EXTRACTED ENTRIES:
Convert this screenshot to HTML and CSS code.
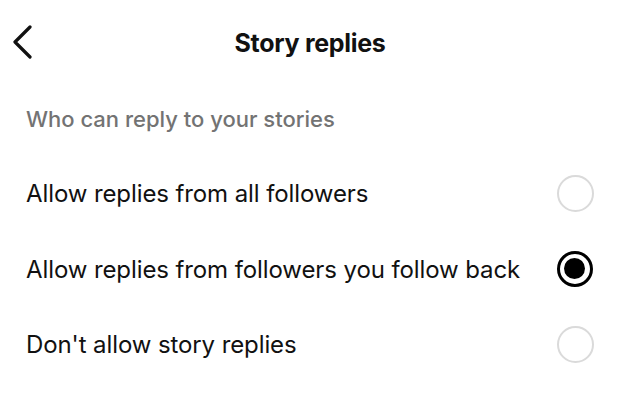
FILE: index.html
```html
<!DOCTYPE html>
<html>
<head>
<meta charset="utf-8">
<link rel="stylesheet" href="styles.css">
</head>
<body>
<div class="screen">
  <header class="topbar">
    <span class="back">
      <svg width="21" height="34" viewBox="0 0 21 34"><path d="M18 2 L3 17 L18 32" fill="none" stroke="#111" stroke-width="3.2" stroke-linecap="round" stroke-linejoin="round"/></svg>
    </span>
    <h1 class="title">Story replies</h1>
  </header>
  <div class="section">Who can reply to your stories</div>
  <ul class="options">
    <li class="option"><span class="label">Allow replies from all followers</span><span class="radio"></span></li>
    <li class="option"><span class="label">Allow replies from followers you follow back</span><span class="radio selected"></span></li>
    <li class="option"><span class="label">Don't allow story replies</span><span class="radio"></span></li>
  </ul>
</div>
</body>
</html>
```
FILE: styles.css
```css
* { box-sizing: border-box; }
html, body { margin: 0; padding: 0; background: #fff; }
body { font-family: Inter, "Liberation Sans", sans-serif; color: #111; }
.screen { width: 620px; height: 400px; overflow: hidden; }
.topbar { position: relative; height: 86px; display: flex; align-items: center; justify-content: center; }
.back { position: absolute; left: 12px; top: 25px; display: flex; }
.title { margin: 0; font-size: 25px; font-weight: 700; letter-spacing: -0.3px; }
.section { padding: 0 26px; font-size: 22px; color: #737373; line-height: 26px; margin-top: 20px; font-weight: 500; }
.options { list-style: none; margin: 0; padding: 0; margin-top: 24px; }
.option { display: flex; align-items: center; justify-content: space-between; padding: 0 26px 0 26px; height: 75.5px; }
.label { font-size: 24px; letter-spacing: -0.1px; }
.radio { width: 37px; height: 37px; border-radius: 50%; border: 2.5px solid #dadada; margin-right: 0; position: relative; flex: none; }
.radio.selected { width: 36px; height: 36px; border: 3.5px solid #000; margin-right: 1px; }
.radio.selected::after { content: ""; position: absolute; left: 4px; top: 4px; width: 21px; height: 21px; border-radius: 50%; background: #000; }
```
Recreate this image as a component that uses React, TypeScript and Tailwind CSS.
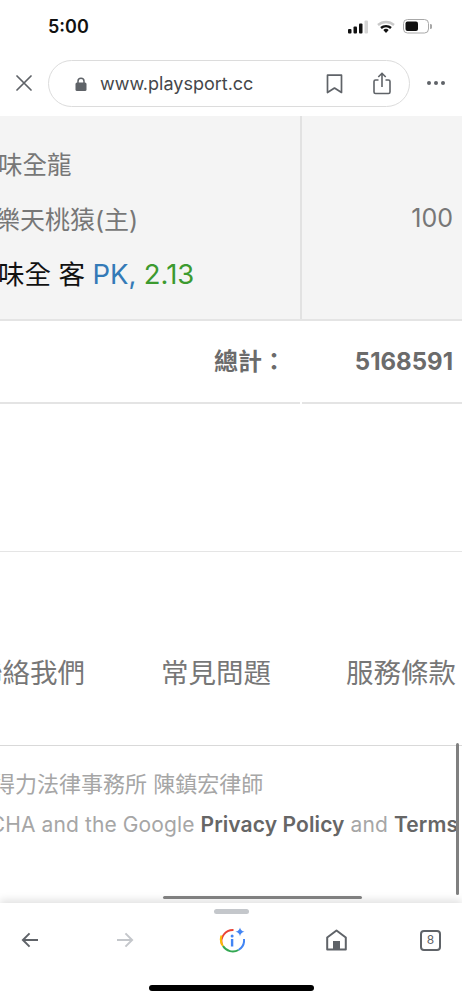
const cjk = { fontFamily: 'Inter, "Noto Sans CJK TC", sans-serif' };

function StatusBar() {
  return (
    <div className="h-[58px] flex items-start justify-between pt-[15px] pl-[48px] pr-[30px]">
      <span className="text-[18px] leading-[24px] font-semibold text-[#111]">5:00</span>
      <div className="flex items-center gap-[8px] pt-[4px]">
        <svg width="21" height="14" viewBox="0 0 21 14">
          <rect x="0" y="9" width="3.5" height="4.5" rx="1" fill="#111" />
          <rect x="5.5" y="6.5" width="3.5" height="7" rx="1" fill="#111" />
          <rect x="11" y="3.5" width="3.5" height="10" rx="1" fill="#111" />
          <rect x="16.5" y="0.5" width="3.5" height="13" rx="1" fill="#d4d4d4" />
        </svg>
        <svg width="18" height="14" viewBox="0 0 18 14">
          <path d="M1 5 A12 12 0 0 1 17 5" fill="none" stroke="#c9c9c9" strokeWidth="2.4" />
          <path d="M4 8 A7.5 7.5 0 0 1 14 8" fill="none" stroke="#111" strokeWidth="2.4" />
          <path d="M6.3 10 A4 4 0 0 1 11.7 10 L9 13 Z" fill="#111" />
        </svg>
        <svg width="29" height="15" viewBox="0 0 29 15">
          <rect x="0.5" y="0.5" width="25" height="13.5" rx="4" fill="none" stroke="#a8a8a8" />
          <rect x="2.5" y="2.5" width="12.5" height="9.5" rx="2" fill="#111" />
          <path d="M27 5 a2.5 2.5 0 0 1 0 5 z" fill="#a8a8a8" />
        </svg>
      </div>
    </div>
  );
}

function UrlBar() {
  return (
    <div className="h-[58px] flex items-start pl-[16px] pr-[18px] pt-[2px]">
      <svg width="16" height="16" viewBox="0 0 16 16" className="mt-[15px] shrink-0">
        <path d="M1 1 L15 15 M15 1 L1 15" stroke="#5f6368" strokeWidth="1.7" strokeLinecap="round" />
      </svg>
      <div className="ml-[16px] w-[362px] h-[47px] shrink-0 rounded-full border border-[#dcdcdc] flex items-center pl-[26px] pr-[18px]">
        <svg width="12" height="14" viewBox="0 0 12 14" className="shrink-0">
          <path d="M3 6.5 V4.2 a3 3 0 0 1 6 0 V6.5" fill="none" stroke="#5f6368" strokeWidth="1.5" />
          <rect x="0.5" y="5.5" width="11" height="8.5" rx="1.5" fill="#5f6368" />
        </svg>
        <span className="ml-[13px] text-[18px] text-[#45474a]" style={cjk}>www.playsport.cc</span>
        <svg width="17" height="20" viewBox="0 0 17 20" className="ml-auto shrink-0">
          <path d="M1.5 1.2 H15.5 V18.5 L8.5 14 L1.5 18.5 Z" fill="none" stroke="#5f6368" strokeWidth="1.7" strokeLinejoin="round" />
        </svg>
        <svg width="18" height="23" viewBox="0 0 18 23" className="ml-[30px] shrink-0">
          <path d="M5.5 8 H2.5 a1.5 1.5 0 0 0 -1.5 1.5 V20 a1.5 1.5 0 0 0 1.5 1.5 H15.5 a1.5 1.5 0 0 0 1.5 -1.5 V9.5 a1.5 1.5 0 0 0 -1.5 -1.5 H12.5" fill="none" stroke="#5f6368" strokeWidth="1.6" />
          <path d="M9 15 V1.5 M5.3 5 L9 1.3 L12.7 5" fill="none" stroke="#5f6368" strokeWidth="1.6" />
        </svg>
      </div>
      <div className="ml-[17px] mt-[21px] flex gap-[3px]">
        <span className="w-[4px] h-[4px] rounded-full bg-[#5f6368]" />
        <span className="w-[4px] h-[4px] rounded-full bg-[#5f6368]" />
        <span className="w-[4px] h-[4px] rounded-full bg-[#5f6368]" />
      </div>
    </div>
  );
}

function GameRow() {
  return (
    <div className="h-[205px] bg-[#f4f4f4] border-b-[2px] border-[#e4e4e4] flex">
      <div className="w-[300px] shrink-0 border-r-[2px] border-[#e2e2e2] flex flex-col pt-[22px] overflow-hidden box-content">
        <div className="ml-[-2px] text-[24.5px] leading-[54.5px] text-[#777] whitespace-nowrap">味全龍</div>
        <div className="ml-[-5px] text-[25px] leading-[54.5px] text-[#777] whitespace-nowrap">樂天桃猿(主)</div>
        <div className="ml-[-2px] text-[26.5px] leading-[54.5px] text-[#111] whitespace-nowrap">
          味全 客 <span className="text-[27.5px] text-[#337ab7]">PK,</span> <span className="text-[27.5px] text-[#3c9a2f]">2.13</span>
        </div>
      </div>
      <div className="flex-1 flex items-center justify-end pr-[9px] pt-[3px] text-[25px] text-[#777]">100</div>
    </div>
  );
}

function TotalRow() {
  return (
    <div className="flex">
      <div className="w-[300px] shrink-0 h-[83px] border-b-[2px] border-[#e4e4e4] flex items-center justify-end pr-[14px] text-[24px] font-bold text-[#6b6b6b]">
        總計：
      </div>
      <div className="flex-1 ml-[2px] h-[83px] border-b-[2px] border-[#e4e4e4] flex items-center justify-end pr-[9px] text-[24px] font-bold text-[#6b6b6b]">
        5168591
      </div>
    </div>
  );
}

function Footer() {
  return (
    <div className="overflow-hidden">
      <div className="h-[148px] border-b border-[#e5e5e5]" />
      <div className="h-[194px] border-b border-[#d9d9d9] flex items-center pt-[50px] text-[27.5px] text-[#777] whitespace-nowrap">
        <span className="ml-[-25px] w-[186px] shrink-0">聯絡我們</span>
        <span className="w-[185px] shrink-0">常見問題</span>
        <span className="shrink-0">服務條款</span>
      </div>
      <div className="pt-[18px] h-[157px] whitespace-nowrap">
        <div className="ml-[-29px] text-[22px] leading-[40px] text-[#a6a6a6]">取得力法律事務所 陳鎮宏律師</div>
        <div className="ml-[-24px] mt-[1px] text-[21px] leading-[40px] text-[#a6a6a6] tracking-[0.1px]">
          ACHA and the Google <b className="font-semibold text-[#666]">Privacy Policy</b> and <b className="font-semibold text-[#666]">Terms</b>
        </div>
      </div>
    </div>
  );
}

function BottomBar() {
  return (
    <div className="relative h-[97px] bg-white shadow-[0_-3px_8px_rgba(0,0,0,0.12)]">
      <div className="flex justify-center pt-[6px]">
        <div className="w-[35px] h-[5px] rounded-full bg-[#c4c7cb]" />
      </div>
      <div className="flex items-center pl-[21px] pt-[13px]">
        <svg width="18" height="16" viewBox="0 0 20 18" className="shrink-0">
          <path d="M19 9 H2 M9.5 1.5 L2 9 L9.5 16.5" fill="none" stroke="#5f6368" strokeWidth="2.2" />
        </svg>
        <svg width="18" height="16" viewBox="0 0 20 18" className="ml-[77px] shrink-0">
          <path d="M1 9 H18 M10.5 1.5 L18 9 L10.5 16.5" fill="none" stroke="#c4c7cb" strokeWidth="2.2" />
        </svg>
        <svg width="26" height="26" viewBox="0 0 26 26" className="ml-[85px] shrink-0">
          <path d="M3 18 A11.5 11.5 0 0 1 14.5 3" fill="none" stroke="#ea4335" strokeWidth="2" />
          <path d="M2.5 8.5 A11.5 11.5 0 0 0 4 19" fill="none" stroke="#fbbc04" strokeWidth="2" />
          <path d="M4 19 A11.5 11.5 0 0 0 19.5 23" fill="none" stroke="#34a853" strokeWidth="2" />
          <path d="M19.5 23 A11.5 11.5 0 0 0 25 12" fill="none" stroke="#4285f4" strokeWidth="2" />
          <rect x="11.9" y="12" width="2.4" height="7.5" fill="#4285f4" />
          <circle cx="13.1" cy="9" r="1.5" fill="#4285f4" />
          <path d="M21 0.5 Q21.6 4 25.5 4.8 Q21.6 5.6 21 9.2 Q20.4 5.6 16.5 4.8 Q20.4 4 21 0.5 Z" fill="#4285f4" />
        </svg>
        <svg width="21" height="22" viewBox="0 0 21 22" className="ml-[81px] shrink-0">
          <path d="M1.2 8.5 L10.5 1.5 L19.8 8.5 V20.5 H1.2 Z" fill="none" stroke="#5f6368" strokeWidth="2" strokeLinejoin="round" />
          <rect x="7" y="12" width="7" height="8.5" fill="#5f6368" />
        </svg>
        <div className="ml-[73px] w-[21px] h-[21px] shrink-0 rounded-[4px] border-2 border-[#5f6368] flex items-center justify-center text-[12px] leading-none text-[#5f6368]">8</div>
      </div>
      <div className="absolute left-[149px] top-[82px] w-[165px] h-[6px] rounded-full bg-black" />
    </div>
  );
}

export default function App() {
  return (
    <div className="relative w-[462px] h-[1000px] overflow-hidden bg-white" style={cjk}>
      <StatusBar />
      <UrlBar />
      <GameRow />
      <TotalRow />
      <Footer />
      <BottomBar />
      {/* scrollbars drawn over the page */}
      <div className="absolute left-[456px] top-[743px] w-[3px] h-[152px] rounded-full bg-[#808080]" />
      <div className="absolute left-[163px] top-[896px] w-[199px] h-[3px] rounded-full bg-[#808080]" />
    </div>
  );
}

AIM OF THE TASK: Find every line above that contains the word "this", and return each one.

IN RESPONSE:
Convert this screenshot to HTML and CSS code.
Recreate this image as a component that uses React, TypeScript and Tailwind CSS.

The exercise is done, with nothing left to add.